Clerks of Court and Deputy Clerks

The clerk of court is the administrative officer of the appellate court. The clerk’s duties are set by statute. A legal background is generally not required to perform the job of clerk of court. Official court documents are filed with clerk of court, and the clerk is responsible for case management. The clerk dockets cases, schedules hearings and trials on the calendar, and oversees all court records and documents.

Short-term Law Clerks

Short-term law clerks are attorneys who are hired for terms of one or two years after graduating from law school. Short-term law clerks usually are assigned to an individual judge.
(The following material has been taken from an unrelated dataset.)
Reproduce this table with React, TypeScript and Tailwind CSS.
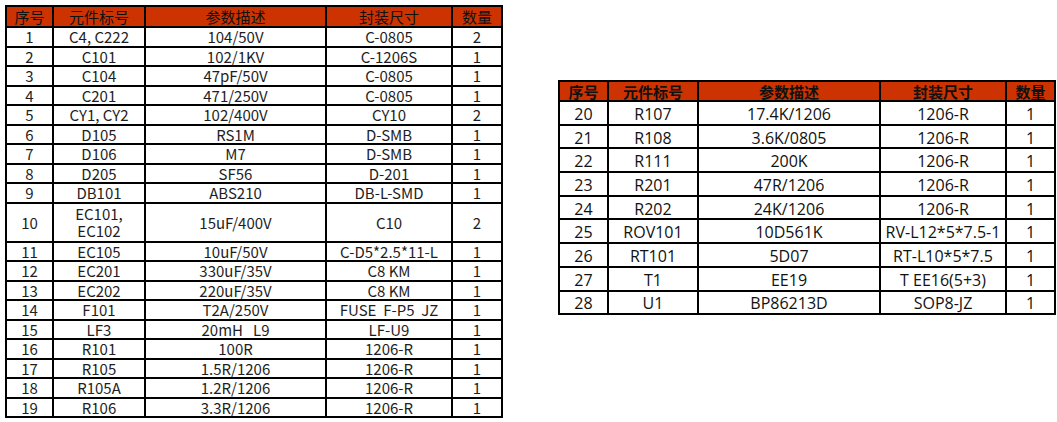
import React from "react";

type Row = [string, string, string, string, string];

const leftRows: Row[] = [
  ["1", "C4, C222", "104/50V", "C-0805", "2"],
  ["2", "C101", "102/1KV", "C-1206S", "1"],
  ["3", "C104", "47pF/50V", "C-0805", "1"],
  ["4", "C201", "471/250V", "C-0805", "1"],
  ["5", "CY1, CY2", "102/400V", "CY10", "2"],
  ["6", "D105", "RS1M", "D-SMB", "1"],
  ["7", "D106", "M7", "D-SMB", "1"],
  ["8", "D205", "SF56", "D-201", "1"],
  ["9", "DB101", "ABS210", "DB-L-SMD", "1"],
  ["10", "EC101,\nEC102", "15uF/400V", "C10", "2"],
  ["11", "EC105", "10uF/50V", "C-D5*2.5*11-L", "1"],
  ["12", "EC201", "330uF/35V", "C8 KM", "1"],
  ["13", "EC202", "220uF/35V", "C8 KM", "1"],
  ["14", "F101", "T2A/250V", "FUSE  F-P5  JZ", "1"],
  ["15", "LF3", "20mH   L9", "LF-U9", "1"],
  ["16", "R101", "100R", "1206-R", "1"],
  ["17", "R105", "1.5R/1206", "1206-R", "1"],
  ["18", "R105A", "1.2R/1206", "1206-R", "1"],
  ["19", "R106", "3.3R/1206", "1206-R", "1"],
];

const rightRows: Row[] = [
  ["20", "R107", "17.4K/1206", "1206-R", "1"],
  ["21", "R108", "3.6K/0805", "1206-R", "1"],
  ["22", "R111", "200K", "1206-R", "1"],
  ["23", "R201", "47R/1206", "1206-R", "1"],
  ["24", "R202", "24K/1206", "1206-R", "1"],
  ["25", "ROV101", "10D561K", "RV-L12*5*7.5-1", "1"],
  ["26", "RT101", "5D07", "RT-L10*5*7.5", "1"],
  ["27", "T1", "EE19", "T EE16(5+3)", "1"],
  ["28", "U1", "BP86213D", "SOP8-JZ", "1"],
];

const headers = ["序号", "元件标号", "参数描述", "封装尺寸", "数量"];

export default function App() {
  return (
    <div className="flex min-h-[422px] w-[1057px] items-start bg-white pl-[5px] pt-[5px]">
      {/* left BOM */}
      <table
        className="table-fixed border-collapse border-2 border-black text-center text-[15px] leading-[15px] text-[#1e1e24]"
        style={{ fontFamily: '"Noto Sans CJK SC", "Liberation Sans", sans-serif' }}
      >
        <colgroup>
          <col className="w-[47px]" />
          <col className="w-[92px]" />
          <col className="w-[181px]" />
          <col className="w-[126px]" />
          <col className="w-[50px]" />
        </colgroup>
        <thead>
          <tr className="h-[21px] bg-[#cc3300] text-[#111]">
            {headers.map((h) => (
              <th key={h} className="border-2 border-black p-0 font-normal leading-[15px]">
                {h}
              </th>
            ))}
          </tr>
        </thead>
        <tbody>
          {leftRows.map((r) => (
            <tr key={r[0]} className={r[0] === "10" ? "h-[39px]" : "h-[19.5px]"}>
              {r.map((c, i) => (
                <td
                  key={i}
                  className={`whitespace-pre border-2 border-black p-0 ${
                    r[0] === "10" ? "leading-[17px]" : "leading-[15px]"
                  }`}
                >
                  {c}
                </td>
              ))}
            </tr>
          ))}
        </tbody>
      </table>

      {/* right BOM */}
      <table
        className="ml-[55px] mt-[75px] table-fixed border-collapse border-2 border-black text-center text-[16px] leading-[18px] text-[#111]"
        style={{ fontFamily: '"Open Sans", "Noto Sans CJK SC", sans-serif' }}
      >
        <colgroup>
          <col className="w-[49px]" />
          <col className="w-[90px]" />
          <col className="w-[182px]" />
          <col className="w-[126px]" />
          <col className="w-[49px]" />
        </colgroup>
        <thead>
          <tr className="h-[20px] bg-[#cc3300]">
            {headers.map((h) => (
              <th
                key={h}
                className="border-2 border-black p-0 text-[15px] font-bold leading-[15px]"
                style={{ fontFamily: '"Noto Sans CJK SC", sans-serif' }}
              >
                {h}
              </th>
            ))}
          </tr>
        </thead>
        <tbody>
          {rightRows.map((r) => (
            <tr key={r[0]} className="h-[23.7px]">
              {r.map((c, i) => (
                <td key={i} className="whitespace-pre border-2 border-black p-0 pt-[2px]">
                  {c}
                </td>
              ))}
            </tr>
          ))}
        </tbody>
      </table>
    </div>
  );
}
They perform research and help draft memoranda and other materials that may be used in the judge’s opinions. Short-term law clerks also prepare bench memoranda or summaries on cases assigned to their judge.

Career Law Clerks

Career law clerks are attorneys who are employed for an indefinite period of time. Like short-term law clerks, the career law clerks normally are assigned to an individual judge. They assist in preparing court opinions and perform research and other duties as requested by the judge.

Staff Attorneys

Staff attorneys work for the court as a whole rather than a particular judge. They are permanent employees. Staff attorneys provide prehearing assistance and research motions and writ applications. They manage and sometimes conduct settlement conferences. Staff attorneys also have the task of writing memoranda on discretionary review petitions. Some courts do not employ staff attorneys.